Incoterms Matrix: FOB vs DDP Decision
| Cost & Risk Vector | FOB Shenzhen / Hamburg | DDP Wisconsin / Normandy |
|---|---|---|
| Freight + Import Duty (est.) | $28k–$35k (buyer) | $0 (seller absorbed) |
| Transit Time Variance | ±14 days (buyer control) | ±7 days (seller control) |
| Import Compliance Risk | Buyer—$5k–$15k if HS-8438 classification challenged | Seller—0 |
| Total Landed Cost Index | 100 | 107–110 |
| Force-Majeure Exposure | High—buyer bears demurrage | Low—seller absorbs storage |
| Recommended when… | Buyer has ≥ 8 similar imports / year OR freight contracts > $1 M annual spend | Green-field site OR limited customs bandwidth |
Use the break-even quantity rule: if annual spend on machinery & spares > $10 M, FOB savings outweigh internal coordination cost; below that, DDP compresses lead-time variance and frees procurement capacity.
Site Commissioning & Risk-Off Contract Terms
Insist on five-day SAT with the same metrics as FAT but using plant utilities—air at 6 bar ±0.2, cooling water ≤ 12 °C. Tie final 10 % retention to 30-day reliability demonstration ≥ 95 % uptime; each 1 % shortfall extends warranty by 60 days and triggers supplier-funded on-site engineer at $1 800/day.
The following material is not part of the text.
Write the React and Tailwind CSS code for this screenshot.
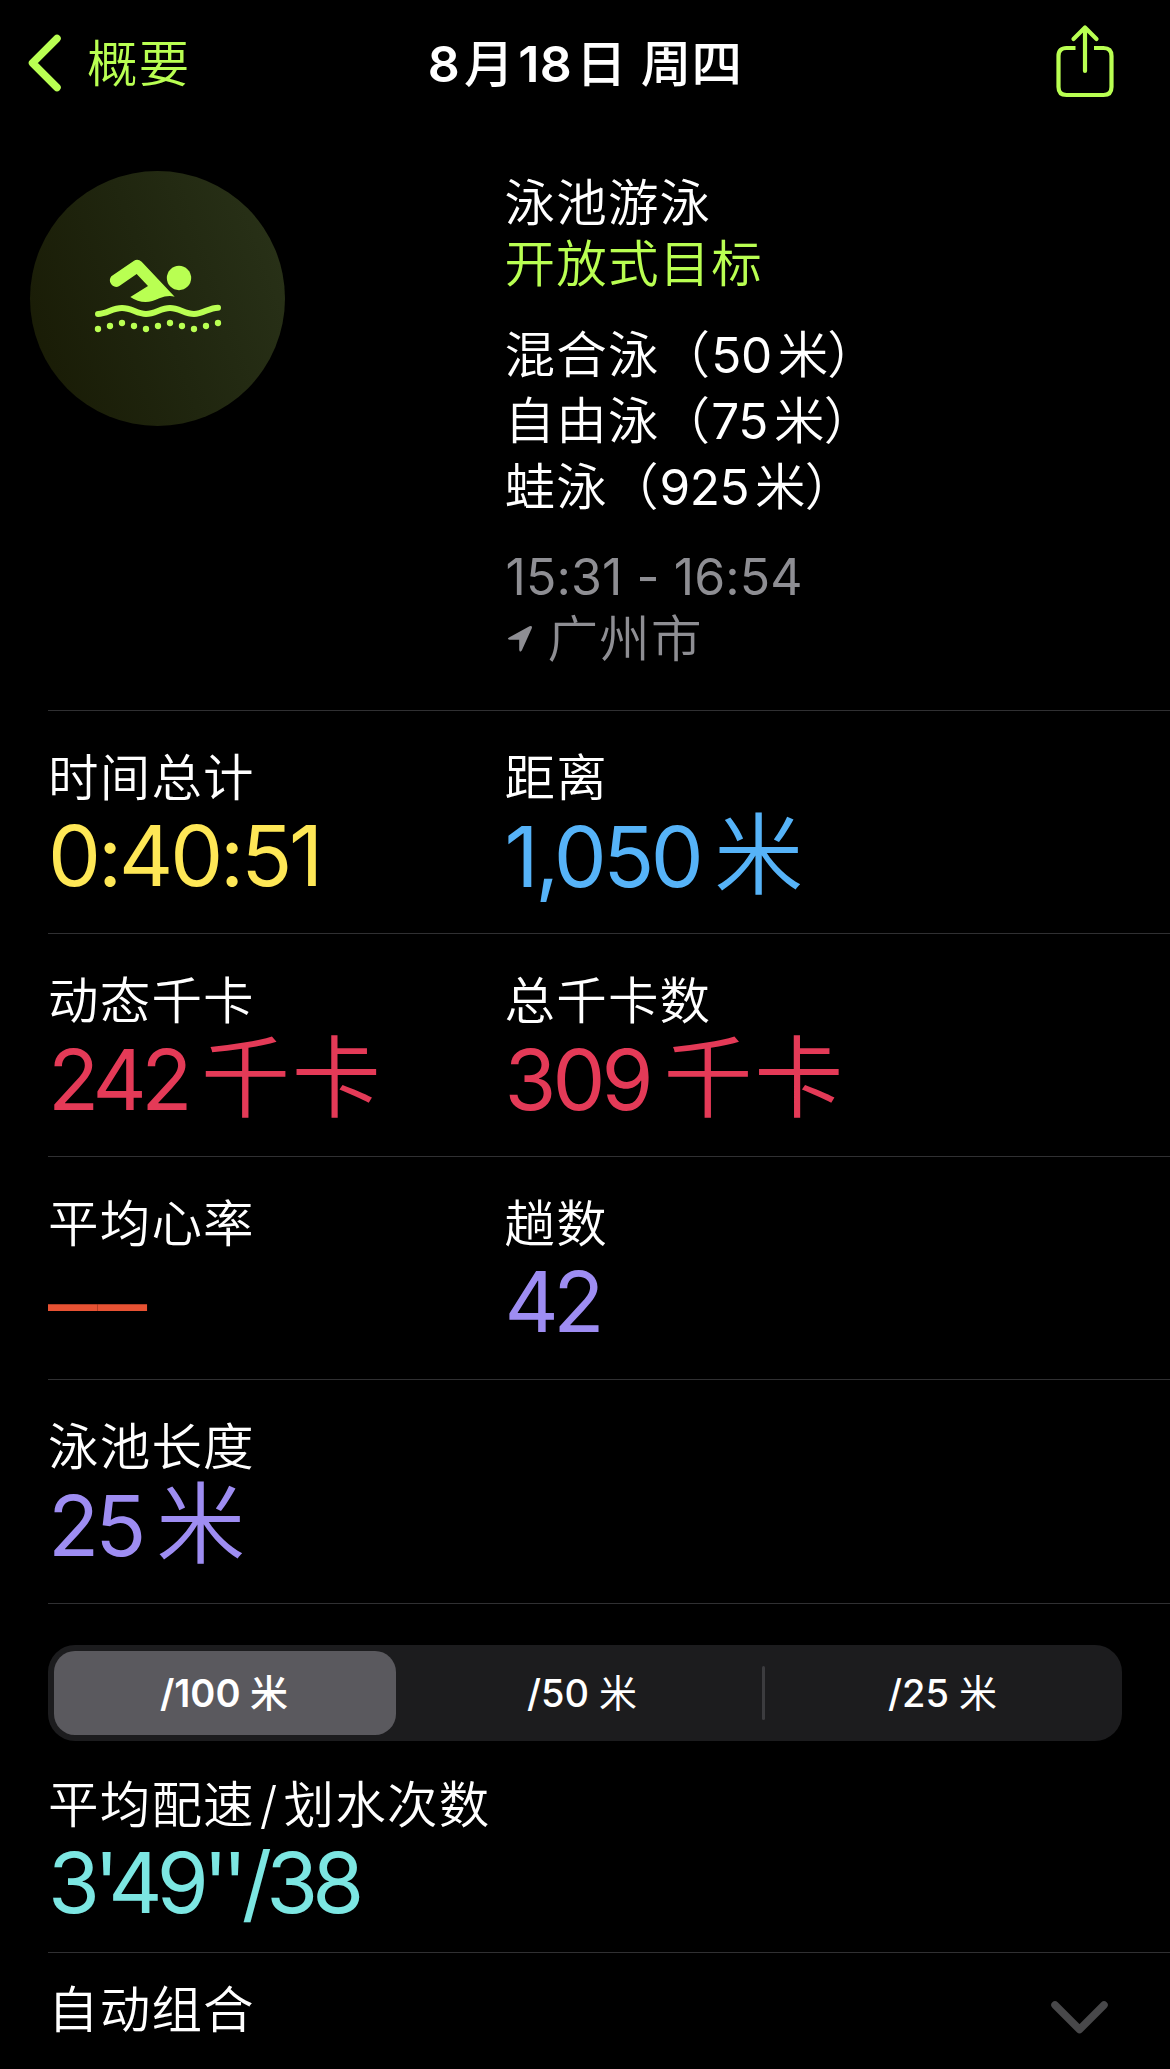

Embed a “no-waiver” clause: accepting partial performance in one run does not limit buyer’s right to enforce full spec later—critical in jurisdictions that treat course-of-conduct as amendment. Close with an IP indemnity capped at 150 % of contract value; butter packaging lines increasingly use patented ultrasonic anvils, and infringement exposure can exceed hardware cost.